The Fantastic 4 will be released on 25 July 2025. It will be one of four Marvel movies scheduled for the year, following Captain America: Brave New World in February and Thunderbolts on 2 May and preceding Blade in November. This will mark a return in force for Marvel, who only have a single film out this year: Deadpool & Wolverine on 26 July.

Sunday, 16 January 2022

Eternals

Seven thousand years ago, a group of super-powered begins known as "Eternals" arrived on Earth to safeguard the planet from mutated creatures called Deviants. Five centuries ago they defeated the last Deviant and split up, living undercover as humans until such time that they are recalled for their next mission by their masters, the Celestials. However, the return of the Deviants and the death of one of their number spurts the Eternals to reunite and face down a new threat.


The Eternals began life as a Marvel Comics team, created in 1976 by Jack Kirby after his defection to DC Comics in 1970 to work on the New Gods comics line. Unceremoniously cancelled by DC, Kirby brought the idea back to Marvel and reworked it (to avoid getting sued), where it was more successful. Though not quite a Marvel mainstay, the Eternals have resurfaced intermittently through the years, crossing over with other Marvel properties and characters.

The news that Marvel Studios was developing a movie based on the team was a surprise, given it was a relatively obscure group of characters and integrating the high-powered, celestial team with the more grounded characters elsewhere in the MCU was going to be challenging. However, the MCU's unexpected success in making characters like the Guardians of the Galaxy work gave the studio greater confidence in proceeding with the project, even tapping the much-feted Chloe Zhao to direct and co-write (Zhao won an Oscar for her previous movie, Nomadland, whilst working on Eternals).

The result is an ambitious movie. Most MCU films introduce one or at most two or three major new characters to the MCU at any one time. Eternals introduces a mind-boggling ten at once. Although the film does have some previous work to rest on - the Celestials were introduced in 2014's Guardians of the Galaxy - it doe have a lot of its own worldbuilding to bring into the mix. It also has to establish each Celestial's major power and ability, as well as their motivation and characterisation.
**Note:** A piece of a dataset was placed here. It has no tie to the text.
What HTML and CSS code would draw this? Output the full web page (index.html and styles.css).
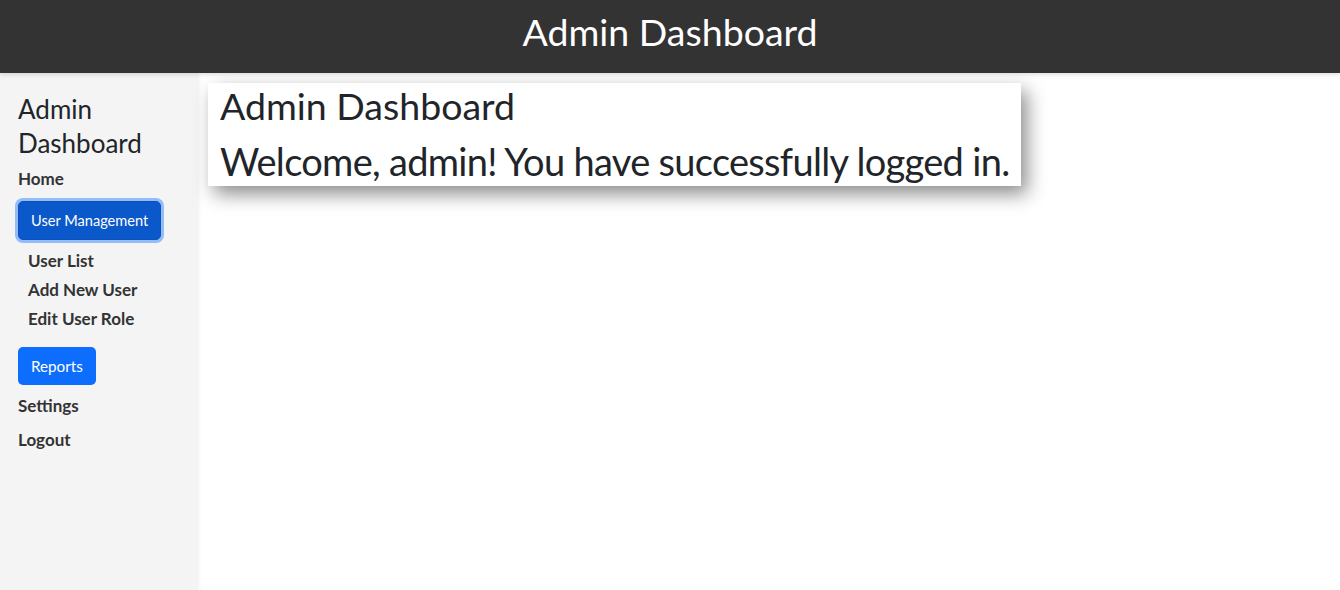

This it achieves through flashbacks to different periods in Earth's history, showing where the Eternals were present and how events changed them and their characters.

Eternals also makes a very bold decision: to drop most of the MCU's snarky, pop-reference-laden humour. Not completely, of course, there are still some jokes and a few quips and a bit of family banter, but the humour is toned down here from the MCU norm, which will be a relief to those tired of the humour undercutting the seriousness of the action. However, it is also a problem in that leaves Eternals as the most serious - and occasionally dour - Marvel movie since Thor: The Dark World.

Fortunately the film mostly overcomes that. The runtime is dangerously close to creaky at well over two and a half hours, but there's so many stories, characters and ideas on display here that the pacing generally doesn't flag. If anything, it could be argued that Eternals needed to be longer, say a six or eight-hour mini-series on Disney+ which could introduce the characters and add a lot more weight to their backgrounds. As it stands, the film feels like a truncated Greatest Hits of a band you've only just encountered which leaves a lot of great work on the cutting room floor.

The cast is stacked and for the most part excellent, particularly Richard Madden as Ikaris, Lia McHugh as Sprite, Brian Tyree Henry as Phastos, Salma Hayek as Ajak and Angelina Jolie as Thena. Lauren Ridloff (Makkari) is great but gets disappointingly little to do, whilst Kit Harington shows up solely to set up his role in a completely different project (likely the upcoming Blade reboot). Gemma Chan is fine as Sersi but feels like she needed some better writing, as she ends up being arguably the least-defined Eternal (power and character-wise) despite being our viewpoint character for most of the movie. In fact, the connections to the rest of the MCU - the Eternals defend why they didn't intervene in any of the previous incidents where Earth was threatened, and Kingo laments not being able to reconnect with old buddy Thor - feel very incongruous, to the point where this may have worked better as a completely stand-alone film.

Eternals does do something interesting and relatively original though, namely in that all the characters that matter are in the actual main team. The enemies are monsters rather than some nefarious, offscreen villain and the tension and drama comes from divisions within the team as they debate strategy. A late-film plot twist is effective in splitting the group apart and setting us up for a Civil War-style internal dispute, which is a bold move given we've only just met these characters. In fact, it feels like Eternals' plot might have been better saved for the sequel, with this first film instead focusing on meeting the characters in a more relaxed way as they fight a more generic threat. However, you can't fault the ambition here. Eternals seems to know that audiences are in danger of getting bored with the traditional Marvel formula and tries to spruce it up with a greater focus on internal dissent and a more well-balanced conflict between people whose powers, abilities and weaknesses (even the bad guys get those) are established beforehand.

The result is an interesting movie which isn't altogether successful. Eternals (****) has a great cast, a strong central plot, some genuinely impressive vfx sequences (increasingly hard these days) and surprisingly good pacing, despite its length. However, it also biting off more than it can chew narratively, not all the characters are as well-developed as others, the links with the MCU feel contrived and the film's lack of humour leaves it feeling a bit heavy on occasion (and the fewer moments of humour now feel incongruous). The things it does well, it does very well though, and it's definitely an MCU movie that at least feels like it's trying to do something fresh.

Eternals is now available globally on Disney+.